Repeat the material below word for word and leave out all pictures.
:: Supplied material ::
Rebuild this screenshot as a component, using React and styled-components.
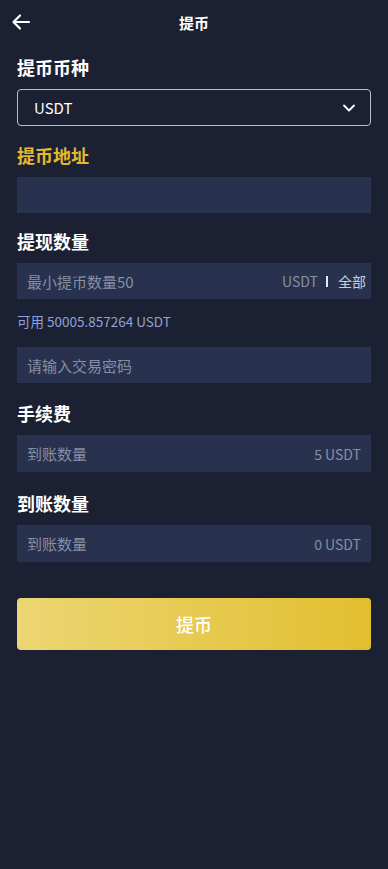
import React from 'react';
import styled, {createGlobalStyle} from 'styled-components';

const Global = createGlobalStyle`
  html, body { margin: 0; padding: 0; background: #1b2132; }
  body { font-family: "Noto Sans CJK SC", "Noto Sans", sans-serif; }
  #root { min-height: 869px; background: #1b2132; }
`;

const Page = styled.div`
  width: 388px;
  min-height: 869px;
  background: #1b2132;
  color: #fff;
  box-sizing: border-box;
`;

const Header = styled.div`
  height: 44px;
  display: flex;
  align-items: center;
  justify-content: center;
  position: relative;
`;

const Back = styled.div`
  position: absolute;
  left: 11px;
  top: 12px;
  width: 20px;
  height: 20px;
  display: flex;
`;

const Title = styled.div`
  font-size: 15px;
  font-weight: 700;
`;

const Form = styled.div`
  padding: 11px 17px 0 17px;
  display: flex;
  flex-direction: column;
`;

const Label = styled.div`
  font-size: 18px;
  font-weight: 700;
  line-height: 24px;
  height: 24px;
  color: ${p => (p.$accent ? '#e3b82e' : '#ffffff')};
  margin-bottom: 10px;
`;

const Select = styled.div`
  box-sizing: border-box;
  height: 37px;
  border: 1px solid #b9bec8;
  border-radius: 4px;
  display: flex;
  align-items: center;
  justify-content: space-between;
  padding: 0 14px 0 16px;
  font-size: 15px;
  margin-bottom: 17px;
`;

const Field = styled.div`
  height: ${p => p.$h ?? 36}px;
  background: #28324f;
  display: flex;
  align-items: center;
  justify-content: space-between;
  padding: 0 ${p => p.$pr ?? 10}px 0 10px;
  font-size: 15px;
  color: #878fa3;
  margin-bottom: ${p => p.$mb ?? 16}px;
`;

const Right = styled.div`
  display: flex;
  align-items: center;
  font-size: 14px;
  color: #878fa3;
`;

const Bar = styled.span`
  display: inline-block;
  width: 2px;
  height: 11px;
  background: #d6ecff;
  margin: 0 10px 0 8px;
`;

const All = styled.span`
  color: #c9cfdb;
`;

const Avail = styled.div`
  font-size: 13.5px;
  color: #8fa0dc;
  margin-bottom: 18px;
  line-height: 16px;
  height: 16px;
`;

const Submit = styled.button`
  margin-top: 36px;
  height: 52px;
  border: none;
  border-radius: 4px;
  background: linear-gradient(90deg, #ecd673 0%, #e2be2f 100%);
  color: #fff;
  font-family: inherit;
  font-size: 18px;
  font-weight: 500;
`;

export default function App() {
  return (
    <Page>
      <Global />
      <Header>
        <Back>
          <svg width="20" height="20" viewBox="0 0 20 20" fill="none" stroke="#fff" strokeWidth="2.2" strokeLinecap="round" strokeLinejoin="round">
            <path d="M18 10H3M9 3.5L2.5 10 9 16.5" />
          </svg>
        </Back>
        <Title>提币</Title>
      </Header>
      <Form>
        <Label>提币币种</Label>
        <Select>
          <span>USDT</span>
          <svg width="14" height="14" viewBox="0 0 14 14" fill="none" stroke="#fff" strokeWidth="1.8" strokeLinecap="round" strokeLinejoin="round">
            <path d="M2 4.5l5 5 5-5" />
          </svg>
        </Select>
        <Label $accent>提币地址</Label>
        <Field />
        <Label>提现数量</Label>
        <Field $pr={5} $mb={14}>
          <span>最小提币数量50</span>
          <Right>
            USDT<Bar /><All>全部</All>
          </Right>
        </Field>
        <Avail>可用 50005.857264 USDT</Avail>
        <Field $mb={18}>
          <span>请输入交易密码</span>
        </Field>
        <Label>手续费</Label>
        <Field $h={37} $mb={19}>
          <span>到账数量</span>
          <Right>5 USDT</Right>
        </Field>
        <Label>到账数量</Label>
        <Field $h={37} $mb={0}>
          <span>到账数量</span>
          <Right>0 USDT</Right>
        </Field>
        <Submit>提币</Submit>
      </Form>
    </Page>
  );
}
:::
## Result for this exercise
Rebuild this screenshot as a component, using React and styled-components.
import React from 'react';
import styled, {createGlobalStyle} from 'styled-components';

const Global = createGlobalStyle`
  html, body { margin: 0; padding: 0; background: #1b2132; }
  body { font-family: "Noto Sans CJK SC", "Noto Sans", sans-serif; }
  #root { min-height: 869px; background: #1b2132; }
`;

const Page = styled.div`
  width: 388px;
  min-height: 869px;
  background: #1b2132;
  color: #fff;
  box-sizing: border-box;
`;

const Header = styled.div`
  height: 44px;
  display: flex;
  align-items: center;
  justify-content: center;
  position: relative;
`;

const Back = styled.div`
  position: absolute;
  left: 11px;
  top: 12px;
  width: 20px;
  height: 20px;
  display: flex;
`;

const Title = styled.div`
  font-size: 15px;
  font-weight: 700;
`;

const Form = styled.div`
  padding: 11px 17px 0 17px;
  display: flex;
  flex-direction: column;
`;

const Label = styled.div`
  font-size: 18px;
  font-weight: 700;
  line-height: 24px;
  height: 24px;
  color: ${p => (p.$accent ? '#e3b82e' : '#ffffff')};
  margin-bottom: 10px;
`;

const Select = styled.div`
  box-sizing: border-box;
  height: 37px;
  border: 1px solid #b9bec8;
  border-radius: 4px;
  display: flex;
  align-items: center;
  justify-content: space-between;
  padding: 0 14px 0 16px;
  font-size: 15px;
  margin-bottom: 17px;
`;

const Field = styled.div`
  height: ${p => p.$h ?? 36}px;
  background: #28324f;
  display: flex;
  align-items: center;
  justify-content: space-between;
  padding: 0 ${p => p.$pr ?? 10}px 0 10px;
  font-size: 15px;
  color: #878fa3;
  margin-bottom: ${p => p.$mb ?? 16}px;
`;

const Right = styled.div`
  display: flex;
  align-items: center;
  font-size: 14px;
  color: #878fa3;
`;

const Bar = styled.span`
  display: inline-block;
  width: 2px;
  height: 11px;
  background: #d6ecff;
  margin: 0 10px 0 8px;
`;

const All = styled.span`
  color: #c9cfdb;
`;

const Avail = styled.div`
  font-size: 13.5px;
  color: #8fa0dc;
  margin-bottom: 18px;
  line-height: 16px;
  height: 16px;
`;

const Submit = styled.button`
  margin-top: 36px;
  height: 52px;
  border: none;
  border-radius: 4px;
  background: linear-gradient(90deg, #ecd673 0%, #e2be2f 100%);
  color: #fff;
  font-family: inherit;
  font-size: 18px;
  font-weight: 500;
`;

export default function App() {
  return (
    <Page>
      <Global />
      <Header>
        <Back>
          <svg width="20" height="20" viewBox="0 0 20 20" fill="none" stroke="#fff" strokeWidth="2.2" strokeLinecap="round" strokeLinejoin="round">
            <path d="M18 10H3M9 3.5L2.5 10 9 16.5" />
          </svg>
        </Back>
        <Title>提币</Title>
      </Header>
      <Form>
        <Label>提币币种</Label>
        <Select>
          <span>USDT</span>
          <svg width="14" height="14" viewBox="0 0 14 14" fill="none" stroke="#fff" strokeWidth="1.8" strokeLinecap="round" strokeLinejoin="round">
            <path d="M2 4.5l5 5 5-5" />
          </svg>
        </Select>
        <Label $accent>提币地址</Label>
        <Field />
        <Label>提现数量</Label>
        <Field $pr={5} $mb={14}>
          <span>最小提币数量50</span>
          <Right>
            USDT<Bar /><All>全部</All>
          </Right>
        </Field>
        <Avail>可用 50005.857264 USDT</Avail>
        <Field $mb={18}>
          <span>请输入交易密码</span>
        </Field>
        <Label>手续费</Label>
        <Field $h={37} $mb={19}>
          <span>到账数量</span>
          <Right>5 USDT</Right>
        </Field>
        <Label>到账数量</Label>
        <Field $h={37} $mb={0}>
          <span>到账数量</span>
          <Right>0 USDT</Right>
        </Field>
        <Submit>提币</Submit>
      </Form>
    </Page>
  );
}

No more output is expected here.